Despite the slowdown and worrisome levels of private sector debt, the probability of a domestic financial crisis in China — or of panic-induced capital flight that forces a collapse in the value of the renminbi — remains very low, in our view at Eurasia Group. With 95 percent of corporate debt in local currency, and financial stability a top priority for China’s leaders, policymakers have the desire and the ability to keep domestic financial conditions from tightening, which they will achieve through rate cuts, reductions in reserve requirements and perhaps, if needed, unconventional credit policies.

At the same time, a significant portion of China’s reserve drawdown in 2015 was driven by Chinese corporations and banks covering short dollar positions. This factor suggests both that the risks to China of a weaker renminbi have receded and that depreciation pressure on the renminbi will largely be a function of capital account pressure that results from domestic monetary expansion. In our view, these pressures will be partially offset by a combination of reserve drawdown, ad hoc capital controls, large trade surpluses and interest rate and exchange rate reactions in the rest of the world as other nations respond to imported disinflation from China.

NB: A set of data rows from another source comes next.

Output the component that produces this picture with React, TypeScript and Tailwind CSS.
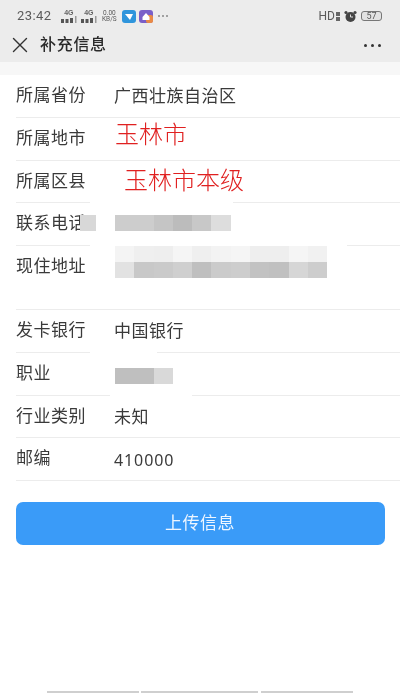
import { X } from "lucide-react";

const phoneBlocks = ["bg-[#cdcdcd]", "bg-[#cdcdcd]", "bg-[#c5c5c5]", "bg-[#bcbcbc]", "bg-[#c8c8c8]", "bg-[#dddddd]"];
const addrTop = ["bg-[#f4f4f4]", "bg-[#efefef]", "bg-[#eeeeee]", "bg-[#f5f5f5]", "bg-[#efefef]", "bg-[#f3f3f3]", "bg-[#f5f5f5]", "bg-[#eeeeee]", "bg-[#eeeeee]", "bg-[#f5f5f5]", "bg-[#f1f1f1]"];
const addrBottom = ["bg-[#e2e2e2]", "bg-[#c8c8c8]", "bg-[#cacaca]", "bg-[#cfcfcf]", "bg-[#bfbfbf]", "bg-[#cbcbcb]", "bg-[#cdcdcd]", "bg-[#c2c2c2]", "bg-[#c0c0c0]", "bg-[#d6d6d6]", "bg-[#cdcdcd]"];
const jobBlocks = ["bg-[#bfbfbf]", "bg-[#bfbfbf]", "bg-[#d9d9d9]"];

function Mosaic({ blocks }: { blocks: string[] }) {
  return (
    <div className="flex h-[16px]">
      {blocks.map((c, i) => (
        <div key={i} className={`w-[19.3px] ${c}`} />
      ))}
    </div>
  );
}

function Signal() {
  return (
    <div className="flex flex-col items-center w-[17px]">
      <span className="text-[7px] leading-[7px] text-[#666] font-bold">4G</span>
      <svg width="17" height="7" viewBox="0 0 17 7">
        <rect x="1" y="3" width="3" height="4" fill="#555" />
        <rect x="5.5" y="3" width="3" height="4" fill="#555" />
        <rect x="10" y="2" width="3" height="5" fill="#555" />
        <rect x="15" y="0" width="1.5" height="7" fill="#999" />
      </svg>
    </div>
  );
}

function StatusBar() {
  return (
    <div className="flex items-center h-[30px] pt-[2px] pl-[17px] pr-[18px] text-[#5a5a5a]">
      <span className="text-[13px] tracking-[0.4px] font-['Roboto',sans-serif]">23:42</span>
      <div className="flex items-center ml-[9px] gap-[3px]">
        <Signal />
        <Signal />
      </div>
      <div className="flex flex-col items-center ml-[4px] font-['Roboto',sans-serif] text-[6.5px] leading-[6.5px] w-[16px]">
        <span>0.00</span>
        <span>KB/S</span>
      </div>
      <svg className="ml-[5px]" width="14" height="13" viewBox="0 0 14 13">
        <rect width="14" height="13" rx="3" fill="#2f95dc" />
        <path d="M3 4 L11 4 L8 10 Z" fill="#fff" />
      </svg>
      <svg className="ml-[3px]" width="14" height="13" viewBox="0 0 14 13">
        <rect width="14" height="13" rx="3" fill="#7a5fc8" />
        <rect x="7" y="5" width="7" height="8" rx="2" fill="#ea8a45" />
        <path d="M3.5 7 L7 3 L10.5 7 L10.5 10 L3.5 10 Z" fill="#fff" />
      </svg>
      <div className="flex gap-[2px] ml-[5px]">
        <div className="w-[2px] h-[2px] rounded-full bg-[#888]" />
        <div className="w-[2px] h-[2px] rounded-full bg-[#888]" />
        <div className="w-[2px] h-[2px] rounded-full bg-[#888]" />
      </div>
      <div className="flex items-center ml-auto">
        <span className="text-[12px] font-['Roboto',sans-serif]">HD</span>
        <div className="flex flex-col gap-[1px] ml-[1px]">
          <div className="w-[4px] h-[4px] bg-[#666]" />
          <div className="w-[4px] h-[4px] bg-[#666]" />
        </div>
        <svg className="ml-[4px]" width="13" height="13" viewBox="0 0 13 13">
          <circle cx="6.5" cy="7" r="5" fill="#444" />
          <circle cx="2" cy="2.5" r="1.6" fill="#444" />
          <circle cx="11" cy="2.5" r="1.6" fill="#444" />
          <path d="M6.5 4.5 V7 H9" stroke="#ddd" strokeWidth="1" fill="none" />
        </svg>
        <div className="ml-[4px] flex items-center justify-center w-[21px] h-[10px] rounded-[3px] border border-[#777] bg-[#e2e2e2] text-[9px] leading-none font-['Roboto',sans-serif]">
          57
        </div>
      </div>
    </div>
  );
}

function Row({ label, h, top, gap, children }: { label: string; h: string; top?: boolean; gap?: string; children?: React.ReactNode }) {
  return (
    <div className={`relative flex ml-4 border-b border-[#ececec] ${h} ${top ? "items-start pt-[10px]" : "items-center"}`}>
      <div className="w-[98px] shrink-0 text-[17px] tracking-[0.5px] leading-[22px] text-[#3a3a3a]">{label}</div>
      {children}
      {gap && <div className={`absolute -bottom-px h-px bg-white ${gap}`} />}
    </div>
  );
}

function Value({ children }: { children: React.ReactNode }) {
  return <div className="mt-[2px] text-[17px] tracking-[0.5px] leading-[22px] text-[#3a3a3a]">{children}</div>;
}

function RedNote({ children, className }: { children: React.ReactNode; className: string }) {
  return <div className={`text-[24px] leading-[28px] font-light text-[#e02020] ${className}`}>{children}</div>;
}

export default function App() {
  return (
    <div className="w-[400px] h-[693px] overflow-hidden flex flex-col bg-white font-['Liberation_Sans','Noto_Sans_CJK_SC',sans-serif] blur-[0.3px]">
      <div className="bg-[#ececec]">
        <StatusBar />
        <div className="flex items-center h-[32px] pb-[2px] pl-[7px] pr-[19px]">
          <X size={26} strokeWidth={1.3} className="text-[#333]" />
          <span className="ml-[7px] text-[16px] tracking-[0.7px] font-medium text-[#2a2a2a]">补充信息</span>
          <div className="flex gap-[4px] ml-auto">
            <div className="w-[3px] h-[3px] rounded-full bg-[#333]" />
            <div className="w-[3px] h-[3px] rounded-full bg-[#333]" />
            <div className="w-[3px] h-[3px] rounded-full bg-[#333]" />
          </div>
        </div>
      </div>
      <div className="h-[13px] bg-[#f7f7f7]" />

      <Row label="所属省份" h="h-[43px]">
        <Value>广西壮族自治区</Value>
      </Row>
      <Row label="所属地市" h="h-[43px]">
        <RedNote className="-mt-[9px] ml-[1px]">玉林市</RedNote>
      </Row>
      <Row label="所属区县" h="h-[42px]" gap="left-[74px] w-[143px]">
        <RedNote className="-mt-[2px] ml-[10px]">玉林市本级</RedNote>
      </Row>
      <Row label="联系电话" h="h-[43px]" gap="left-[74px] w-[257px]">
        <div className="-mt-[2px] -ml-[34px] w-[16px] h-[16px] bg-[#d8d8d8] shrink-0" />
        <div className="-mt-[2px] ml-[19px]">
          <Mosaic blocks={phoneBlocks} />
        </div>
      </Row>
      <Row label="现住地址" h="h-[64px]" top>
        <div className="-mt-[10px] ml-[1px] flex flex-col">
          <Mosaic blocks={addrTop} />
          <Mosaic blocks={addrBottom} />
        </div>
      </Row>
      <Row label="发卡银行" h="h-[43px]" gap="left-[74px] w-[67px]">
        <Value>中国银行</Value>
      </Row>
      <Row label="职业" h="h-[43px]" gap="left-[94px] w-[82px]">
        <div className="mt-[4px] ml-[1px]">
          <Mosaic blocks={jobBlocks} />
        </div>
      </Row>
      <Row label="行业类别" h="h-[42px]">
        <Value>未知</Value>
      </Row>
      <Row label="邮编" h="h-[43px]">
        <div className="mt-[2px] text-[16px] tracking-[0.9px] leading-[22px] text-[#3a3a3a] font-['Noto_Sans',sans-serif]">410000</div>
      </Row>

      <button className="mx-[15.5px] mt-[21px] h-[43px] shrink-0 rounded-[7px] bg-[#3a9bf8] text-[17px] tracking-[0.5px] text-[#eef6ff]">
        上传信息
      </button>

      <div className="mt-auto flex h-[2px] pl-[47px] gap-[2px]">
        <div className="w-[92px] bg-[#cfcfcf]" />
        <div className="w-[117px] bg-[#cfcfcf]" />
        <div className="w-[92px] ml-[1px] bg-[#cfcfcf]" />
      </div>
    </div>
  );
}
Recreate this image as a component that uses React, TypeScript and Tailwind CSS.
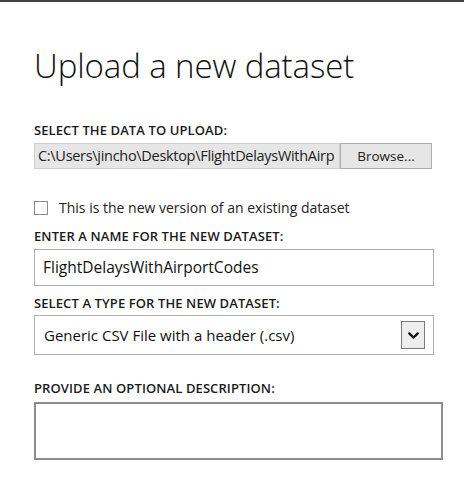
import { ChevronDown } from "lucide-react";

const font = { fontFamily: '"Open Sans", "Noto Sans", sans-serif' };

function Label({ children, className = "" }: { children: React.ReactNode; className?: string }) {
  return (
    <div className={`text-[13px] font-semibold leading-[16px] tracking-[0.1px] text-[#1a1a1a] ${className}`}>{children}</div>
  );
}

export default function App() {
  return (
    <div className="w-[464px] h-[481px] bg-white overflow-hidden text-[#222]" style={font}>
      <div className="h-[2px] bg-[#404040]" />
      <div className="pl-[34px]">
        <h1 className="mt-[44px] text-[33px] font-light leading-[40px] text-[#111] tracking-[-0.1px]">
          Upload a new dataset
        </h1>

        <Label className="mt-[36px]">SELECT THE DATA TO UPLOAD:</Label>
        <div className="mt-[5px] flex h-[26px] w-[398px]">
          <div className="flex-1 min-w-0 overflow-hidden whitespace-nowrap border border-[#cfcfcf] bg-[#e6e6e6] pl-[3px] text-[14.5px] leading-[24px] tracking-[-0.3px] text-[#222]">
            C:\Users\jincho\Desktop\FlightDelaysWithAirp
          </div>
          <button className="w-[92px] shrink-0 border border-[#adadad] bg-[#e6e6e6] text-[13.5px] leading-[24px] text-[#222]">
            Browse...
          </button>
        </div>

        <label className="mt-[30px] flex items-center gap-[11px]">
          <span className="h-[14px] w-[14px] border border-[#8a8a8a] bg-white" />
          <span className="text-[14px] leading-[18px] text-[#222]">This is the new version of an existing dataset</span>
        </label>

        <Label className="mt-[11px]">ENTER A NAME FOR THE NEW DATASET:</Label>
        <div className="mt-[5px] h-[37px] w-[400px] border border-[#acacac] pl-[8px] text-[15.5px] leading-[35px] text-[#111]">
          FlightDelaysWithAirportCodes
        </div>

        <Label className="mt-[9px]">SELECT A TYPE FOR THE NEW DATASET:</Label>
        <div className="mt-[4px] flex h-[40px] w-[400px] items-center justify-between border border-[#acacac] pl-[9px] pr-[8px]">
          <span className="text-[15px] text-[#111]">Generic CSV File with a header (.csv)</span>
          <span className="flex h-[28px] w-[24px] items-center justify-center border border-[#7a7a7a] bg-[#ededed]">
            <ChevronDown size={17} strokeWidth={3.2} className="text-[#111]" />
          </span>
        </div>

        <Label className="mt-[25px]">PROVIDE AN OPTIONAL DESCRIPTION:</Label>
        <div className="mt-[6px] h-[58px] w-[409px] border-2 border-[#8c8c8c]" />
      </div>
    </div>
  );
}
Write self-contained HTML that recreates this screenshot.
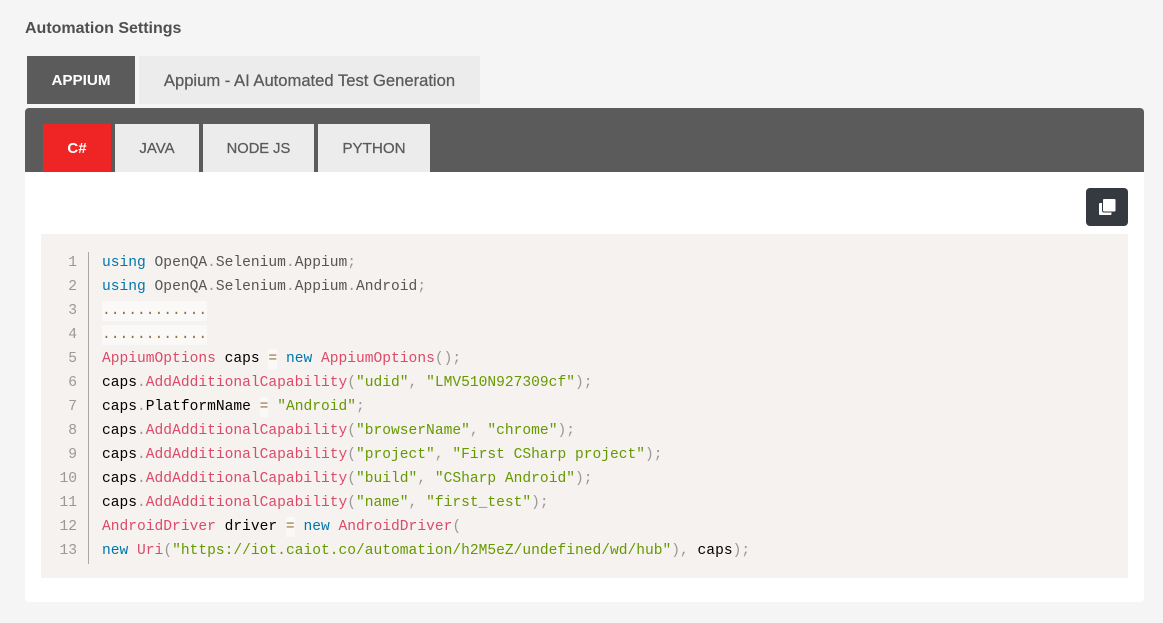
<!DOCTYPE html>
<html>
<head>
<meta charset="utf-8">
<style>
html,body{margin:0;padding:0;}
body{width:1163px;height:623px;background:#f5f5f5;position:relative;overflow:hidden;font-family:"Liberation Sans",sans-serif;color:#555;}
.a{position:absolute;}
.title{left:25px;top:19px;font-size:16px;font-weight:bold;line-height:20px;color:#4f4f4f;white-space:nowrap;}
.tab{position:absolute;text-align:center;font-size:15.2px;line-height:50px;height:48px;background:#ececec;color:#5a5a5a;white-space:nowrap;-webkit-text-stroke:.25px #5a5a5a;}
.panel{left:25px;top:108px;width:1119px;height:494px;background:#fff;border-radius:4px;}
.bar{left:25px;top:108px;width:1119px;height:64px;background:#5b5b5b;border-radius:4px 4px 0 0;}
.code{left:41px;top:234px;width:1087px;height:344px;background:#f5f2f0;}
.rule{left:88px;top:252px;width:1px;height:312px;background:#a8a8a8;}
.ln{position:absolute;left:41px;width:36px;text-align:right;font:14.6px/24px "Liberation Mono",monospace;color:#999;}
.l{position:absolute;left:102px;font:14.6px/24px "Liberation Mono",monospace;color:#000;white-space:pre;height:24px;}
.k{color:#07a;}.f{color:#dd4a68;}.s{color:#690;}.p{color:#999;}
.o{color:#9a6e3a;background:rgba(255,255,255,.5);padding:2px 0;}
.btn{left:1086px;top:188px;width:42px;height:38px;background:#343a40;border-radius:4px;}
</style>
</head>
<body>
<div class="a title">Automation Settings</div>
<div class="tab" style="left:27px;top:56px;width:108px;background:#5b5b5b;color:#fff;font-weight:bold;font-size:15.2px;-webkit-text-stroke:0;">APPIUM</div>
<div class="tab" style="left:139px;top:56px;width:341px;font-size:16.6px;">Appium - AI Automated Test Generation</div>
<div class="a panel"></div>
<div class="a bar"></div>
<div class="tab" style="left:43px;top:124px;width:68px;background:#ef2525;color:#fff;font-weight:bold;font-size:15px;-webkit-text-stroke:0;">C#</div>
<div class="tab" style="left:115px;top:124px;width:84px;font-size:15px;">JAVA</div>
<div class="tab" style="left:203px;top:124px;width:111px;font-size:14.7px;">NODE JS</div>
<div class="tab" style="left:318px;top:124px;width:112px;font-size:15.2px;">PYTHON</div>
<div class="a btn">
<svg width="42" height="38" viewBox="0 0 42 38" style="display:block"><rect x="13" y="15" width="12.5" height="12" rx="1" fill="#fff"/><rect x="16.5" y="10.5" width="13.5" height="13.5" rx="1.5" fill="#fff" stroke="#343a40" stroke-width="1"/></svg>
</div>
<div class="a code"></div>
<div class="a rule"></div>
<div class="ln" style="top:251px">1</div>
<div class="ln" style="top:275px">2</div>
<div class="ln" style="top:299px">3</div>
<div class="ln" style="top:323px">4</div>
<div class="ln" style="top:347px">5</div>
<div class="ln" style="top:371px">6</div>
<div class="ln" style="top:395px">7</div>
<div class="ln" style="top:419px">8</div>
<div class="ln" style="top:443px">9</div>
<div class="ln" style="top:467px">10</div>
<div class="ln" style="top:491px">11</div>
<div class="ln" style="top:515px">12</div>
<div class="ln" style="top:539px">13</div>
<div class="l" style="top:251px;color:#555"><span class="k">using</span> OpenQA<span class="p">.</span>Selenium<span class="p">.</span>Appium<span class="p">;</span></div>
<div class="l" style="top:275px;color:#555"><span class="k">using</span> OpenQA<span class="p">.</span>Selenium<span class="p">.</span>Appium<span class="p">.</span>Android<span class="p">;</span></div>
<div class="l" style="top:299px"><span class="o">............</span></div>
<div class="l" style="top:323px"><span class="o">............</span></div>
<div class="l" style="top:347px"><span class="f">AppiumOptions</span> caps <span class="o">=</span> <span class="k">new</span> <span class="f">AppiumOptions</span><span class="p">();</span></div>
<div class="l" style="top:371px">caps<span class="p">.</span><span class="f">AddAdditionalCapability</span><span class="p">(</span><span class="s">"udid"</span><span class="p">,</span> <span class="s">"LMV510N927309cf"</span><span class="p">);</span></div>
<div class="l" style="top:395px">caps<span class="p">.</span>PlatformName <span class="o">=</span> <span class="s">"Android"</span><span class="p">;</span></div>
<div class="l" style="top:419px">caps<span class="p">.</span><span class="f">AddAdditionalCapability</span><span class="p">(</span><span class="s">"browserName"</span><span class="p">,</span> <span class="s">"chrome"</span><span class="p">);</span></div>
<div class="l" style="top:443px">caps<span class="p">.</span><span class="f">AddAdditionalCapability</span><span class="p">(</span><span class="s">"project"</span><span class="p">,</span> <span class="s">"First CSharp project"</span><span class="p">);</span></div>
<div class="l" style="top:467px">caps<span class="p">.</span><span class="f">AddAdditionalCapability</span><span class="p">(</span><span class="s">"build"</span><span class="p">,</span> <span class="s">"CSharp Android"</span><span class="p">);</span></div>
<div class="l" style="top:491px">caps<span class="p">.</span><span class="f">AddAdditionalCapability</span><span class="p">(</span><span class="s">"name"</span><span class="p">,</span> <span class="s">"first_test"</span><span class="p">);</span></div>
<div class="l" style="top:515px"><span class="f">AndroidDriver</span> driver <span class="o">=</span> <span class="k">new</span> <span class="f">AndroidDriver</span><span class="p">(</span></div>
<div class="l" style="top:539px"><span class="k">new</span> <span class="f">Uri</span><span class="p">(</span><span class="s">"https://iot.caiot.co/automation/h2M5eZ/undefined/wd/hub"</span><span class="p">),</span> caps<span class="p">);</span></div>
</body>
</html>
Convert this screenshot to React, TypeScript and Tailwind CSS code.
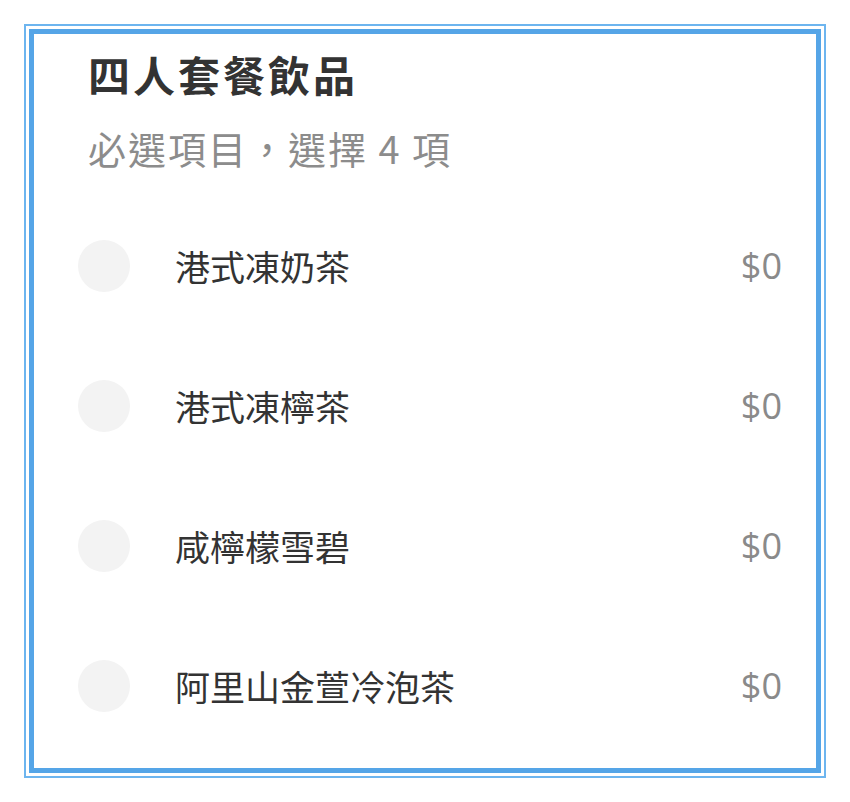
const ITEMS = ["港式凍奶茶", "港式凍檸茶", "咸檸檬雪碧", "阿里山金萱冷泡茶"];

const CJK = "font-['Noto_Sans_CJK_TC','Noto_Sans',sans-serif]";

export default function App() {
  return (
    <div className="w-[850px] h-[802px] bg-white pt-[24px] pl-[24px]">
      <div className="w-[802px] h-[754px] border-2 border-[#6db5ef] p-[3px]">
        <div className={`h-full border-[5px] border-[#55a5e7] bg-white ${CJK}`}>
          <div className="pl-[54px] pt-[18px]">
            <h2 className="text-[42px] leading-[44px] font-bold text-[#333333] tracking-[3px]">
              四人套餐飲品
            </h2>
            <p className="mt-[30px] text-[38px] leading-[44px] text-[#8c8c8c] tracking-[2px]">
              必選項目，選擇 4 項
            </p>
          </div>
          <ul className="mt-[26px]">
            {ITEMS.map((item) => (
              <li key={item} className="h-[140px] flex items-center pl-[44px] pr-[34px]">
                <span className="w-[52px] h-[52px] rounded-full bg-[#f3f3f3] shrink-0" />
                <span className="ml-[45px] flex-1 text-[35px] text-[#333333]">{item}</span>
                <span className="text-[36px] text-[#8a8a8a] font-['Open_Sans',sans-serif]">$0</span>
              </li>
            ))}
          </ul>
        </div>
      </div>
    </div>
  );
}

Whereas the risks of China’s sparking a global financial crisis are low, the spillovers from such a policy course — through both real economic and financial channels — will be large and consequential. A weaker renminbi and the structural shift in China’s growth trajectory away from fixed-asset investment will add to pressures on the world’s commodity and oil exporters, from Brazil to Australia and to South Africa and the Middle East. But given the size and the prowess of China’s tradable sector, a weaker renminbi will also pressure China’s trading competitors, including those in Asia — especially Japan and South Korea — Germany and the rest of Northern Europe. Meanwhile, even a moderately weaker renminbi that results just from the interactions described above may even play into U.S. domestic politics.

But politics is not just an issue in the U.S. Throughout the world, past and future interactions of politics, policy and capacity will play a vital role in determining the ability of countries to navigate the challenges described above. Emerging markets, especially those that are primarily commodity producers, will bear the brunt of the pain. Many of these countries face a stagflationary mix of a negative terms of trade shock, a downturn in future trend growth as commodity investment plummets and high-inflation pass-through from a weaker exchange rate. It is important to note, however, that the degree of vulnerability by itself is determined by the legacy of past policy choices and current political capacity.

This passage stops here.